Alex also offers up Torchwood to Jack, as a reward for his century of service, and instructs him to “give this place purpose, before it’s too late.” Then he blows his own brains out, obviously wanting to make sure he died before Carson Daly’s New Year’s special came on.

In the present, Jack gasps back to life in the rubble. Rhys and Gwen pull him out, with Rhys a bit freaked out to see Jack’s “now he’s dead, now he’s not” party trick. They wonder where Tosh is, and in another part of the building, we see just her hand and head under a heavy slab of concrete. She screams, and then her life starts flashing …

Tosh’s Back-story or “La Femme Toshika”

Five years earlier. Tosh is working as some kind of secretary, and she looks more mousy than we’ve ever seen her. For the first time I can think of on this show, Naoko Mori really looks like the character she used to play on AbFab.

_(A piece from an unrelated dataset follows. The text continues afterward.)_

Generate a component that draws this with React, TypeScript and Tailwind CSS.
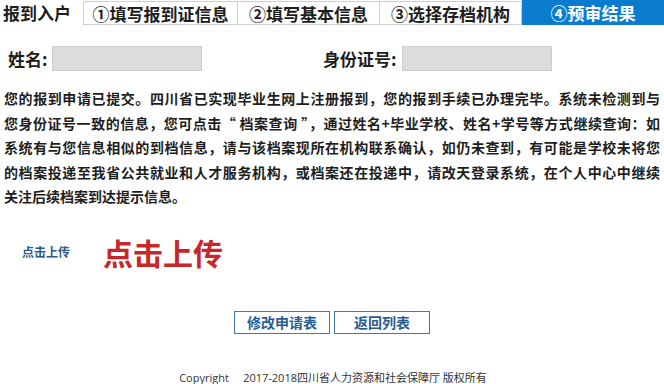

I remember when, mid-season-one, someone told me that the actress who plays Tosh used to be Saffy’s dweebie best friend, and I was utterly floored to make that connection. Much like when my partner reminded me that we’d actually seen John Barrowman in the flesh once, years ago in a Stephen Sondheim revue starring, of all people, Carol Burnett, which I now consider one of my all-time great achievements as an audience member, right up there with when I saw Julie Andrews in another Sondheim revue and got to hear her say the word “f*ck.” Can you top that? Didn’t think so.

Tosh’s boss is on his way out and comments on her being all work and no play. She wishes him a good evening, and he says, “I doubt it,” and someone should really tell him that nothing makes bosses less appealing in the eyes of the peons who work for them than complaining about their own lives when said peons are slaving away at a fraction of their over-inflated salaries. And if my own boss is reading this, I of course don’t mean you, ha ha ha, it’s all just in good fun!

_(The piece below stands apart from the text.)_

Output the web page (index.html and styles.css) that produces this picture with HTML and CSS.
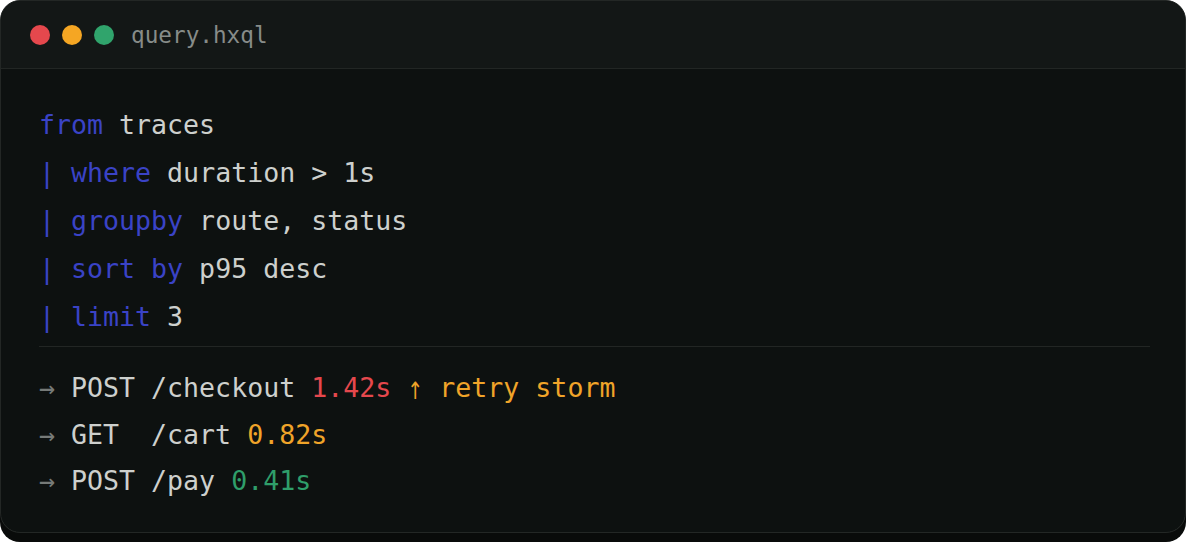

The boss is barely out the door when Tosh goes into Sydney Bristow mode, grabbing a key, breaking into his office, and using his computer to access some code. Then she deftly maneuvers herself through the building out of sight of surveillance cameras, and uses the code to enter a locked storage facility.

Given all the security surrounding this room, it’s absolutely unfathomable to me that the files are kept in — I kid you not — rows upon rows of shopping bags, each one neatly tied with a bow looking as pretty and fussy as a party favor. Who designed this security system anyway, Martha Stewart?

Tosh unties a specific bag and pulls out a blueprint depicting some device. Then she Sydney Bristows it out of the building, where a sign outside informs us it’s a research facility associated with the Ministry of Defense.

Home alone, she proceeds to use the blueprint to build her own version of the device, leading me to think the big revelation of Tosh’s back-story is that she’s the Unabomber.

She brings the completed device to a door in a dark alley, and tells the thug who answers that she’s “got it.” He ushers her inside, where she’s brought to meet a woman who we instantly recognize as evil because she’s wearing all black and has evil-looking hair. Plus she’s wearing the same dark, heavy eyeglass frames as Mr. Peabody from the old Bullwinkle show.